In December 2013, shortly after reality-TV personality Phil Robertson (a self-identified conservative Christian) had publicly expressed his view that homosexuality is sinful, Morgan tweeted that the First Amendment to the U.S. Constitution “shouldn’t protect vile bigots” like Robertson.

Morgan, who is Catholic, once said to former Playboy centerfold Jenny McCarthy, author of the book Bad Habits: Confessions of a Recovering Catholic: “Most Catholics are in recovery, aren’t they?”

In July 2012, Morgan suggested that “if a country’s in real financial strife, as America is right now,” it would be sensible to have “those at the richer end of society paying a little bit more [in taxes] than those at the poorer end.” He also asserted that “the Bush tax cuts demonstrably didn’t do a lot of good for the American economy.” Further, Morgan has described Americans For Tax Reform president Grover Norquist‘s steadfast opposition to tax increases as “intransigent,” “crazy,” “farcical,” and “laugh[able].”
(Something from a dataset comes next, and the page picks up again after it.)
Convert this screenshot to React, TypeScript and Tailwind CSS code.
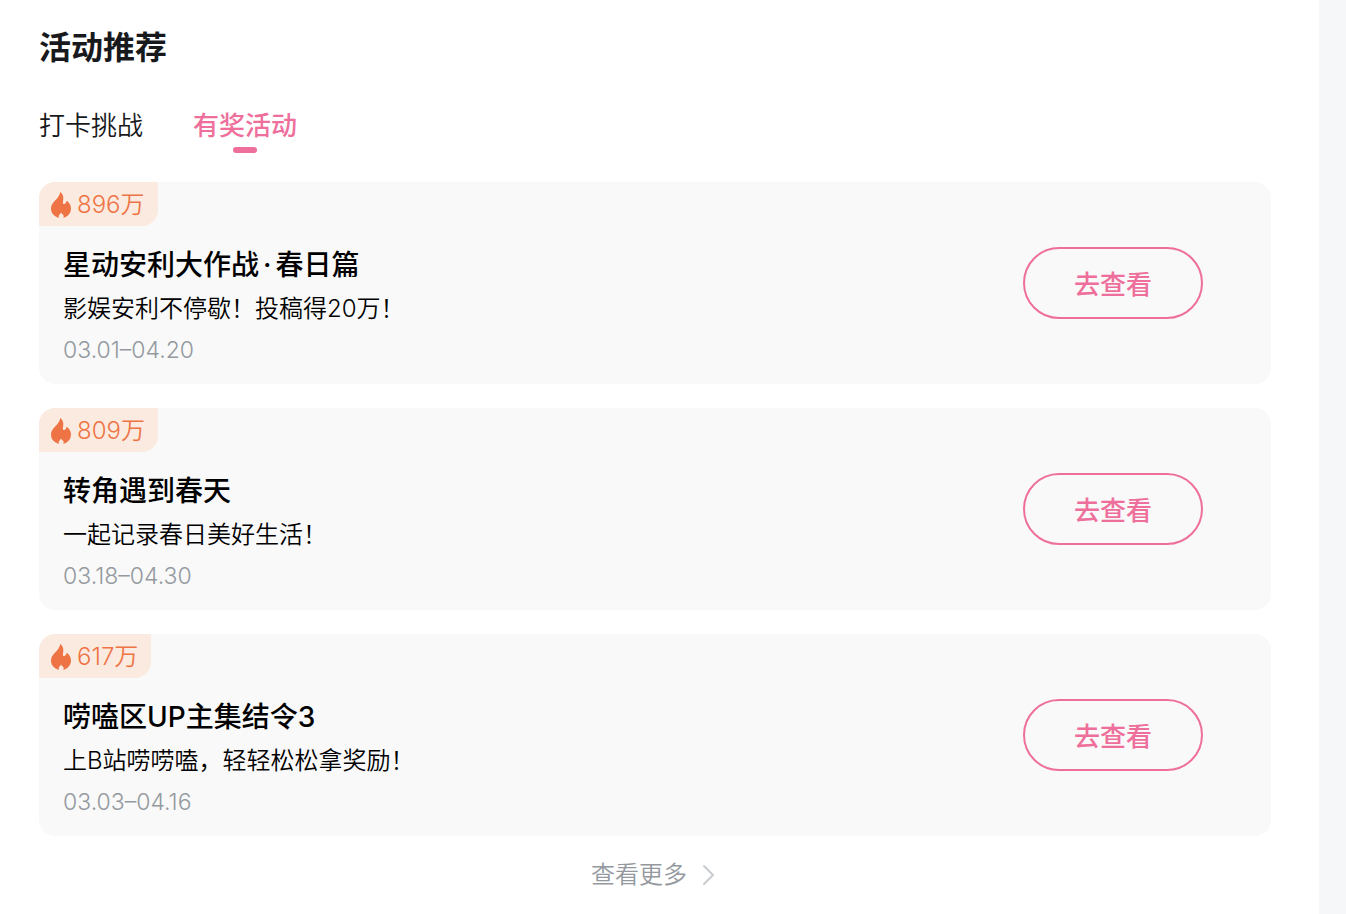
import { Fragment } from "react";

type Activity = { heat: string; title: string; desc: string; date: string };

const activities: Activity[] = [
  { heat: "896万", title: "星动安利大作战·春日篇", desc: "影娱安利不停歇！投稿得20万！", date: "03.01–04.20" },
  { heat: "809万", title: "转角遇到春天", desc: "一起记录春日美好生活！", date: "03.18–04.30" },
  { heat: "617万", title: "唠嗑区UP主集结令3", desc: "上B站唠唠嗑，轻轻松松拿奖励！", date: "03.03–04.16" },
];

function Flame() {
  return (
    <svg className="h-[26px] w-5 shrink-0" viewBox="0 0 20 26" fill="#ee7445" aria-hidden="true">
      <path d="M9.2 0C11.4 1.4 12.6 4 12.3 7C12 9.4 11.6 11.2 12.4 11.9C13.8 12.4 15.2 11.2 15.7 8.8C18.5 10.8 20 13.4 20 16.6C20 21 17.2 24.6 12.4 25.9C12.9 24.2 12.7 23.2 12 22.4C11.6 22.8 11.2 22.6 11 22.1C10.8 21.6 10.5 21 10 20.6C9.6 21.2 9.3 21.8 8.6 22.6C7.8 23.4 7.4 24.4 7.9 25.9C3.2 24.8 0 21.2 0 16.6C0 12.8 2 10.8 4.6 8C7 5.4 8.8 3.4 9.2 0Z" />
    </svg>
  );
}

function Title({ text }: { text: string }) {
  return (
    <h3 className="text-[28px] leading-[44px] font-medium text-black">
      {text.split("·").map((part, i) => (
        <Fragment key={part}>
          {i > 0 && <span className="px-1">·</span>}
          {part}
        </Fragment>
      ))}
    </h3>
  );
}

function ActivityCard({ heat, title, desc, date }: Activity) {
  return (
    <li className="flex items-center justify-between overflow-hidden rounded-2xl bg-[#f9f9f9] pr-[68px]">
      <div className="flex flex-col items-start pb-[14px]">
        <div className="flex h-11 items-center gap-[6px] rounded-br-2xl bg-[#fbeadf] pt-[2px] pr-[13px] pl-3 text-2xl leading-[44px] font-[350] text-[#ee7445]">
          <Flame />
          <span>{heat}</span>
        </div>
        <div className="mt-[17px] pl-6">
          <Title text={title} />
          <p className="text-2xl leading-[43px] font-[350] text-black">{desc}</p>
          <p className="text-[23px] leading-[40px] font-[350] text-[#9499a0]">{date}</p>
        </div>
      </div>
      <button
        type="button"
        className="h-[72px] w-[180px] shrink-0 rounded-full border-2 border-[#ee6f9b] pt-[2px] text-[26px] font-medium text-[#ee6f9b]"
      >
        去查看
      </button>
    </li>
  );
}

export default function App() {
  return (
    <div className="min-h-screen bg-[#f6f7f9] pr-[27px] font-['Inter','Noto_Sans_CJK_SC',sans-serif]">
      <section className="min-h-screen bg-white pt-6 pr-12 pl-[39px]">
        <h2 className="text-[32px] leading-[48px] font-bold text-[#18191c]">活动推荐</h2>
        <nav className="mt-[33px] flex items-start gap-[50px] text-[26px] leading-[42px]">
          <button type="button" className="font-[350] text-[#18191c]">
            打卡挑战
          </button>
          <button type="button" className="flex flex-col items-center font-medium text-[#ee6f9b]">
            有奖活动
            <span className="h-[6px] w-6 rounded-full bg-[#ee6f9b]" />
          </button>
        </nav>
        <ul className="mt-[29px] flex flex-col gap-6">
          {activities.map((a) => (
            <ActivityCard key={a.title} {...a} />
          ))}
        </ul>
        <a
          href="#more"
          className="mt-4 flex items-center justify-center gap-4 pr-1 text-2xl leading-[46px] font-[350] text-[#9499a0]"
        >
          查看更多
          <svg className="h-5 w-3" viewBox="0 0 12 20" fill="none" stroke="#c9ccd0" strokeWidth="2" aria-hidden="true">
            <path d="M1 1L10 10L1 19" strokeLinecap="round" strokeLinejoin="round" />
          </svg>
        </a>
      </section>
    </div>
  );
}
On February 23, 2014, it was announced that Morgan’s daily television program would be cancelled within a matter of weeks due to its poor ratings; the show’s audience had fallen from 2 million (when he first replaced Larry King) to approximately 270,000.

In the aftermath of a June 2015 incident where a white gunman shot and killed nine members of a black church in South Carolina, Morgan tweeted: “What would I do with white people who use the N-word? Jail them.”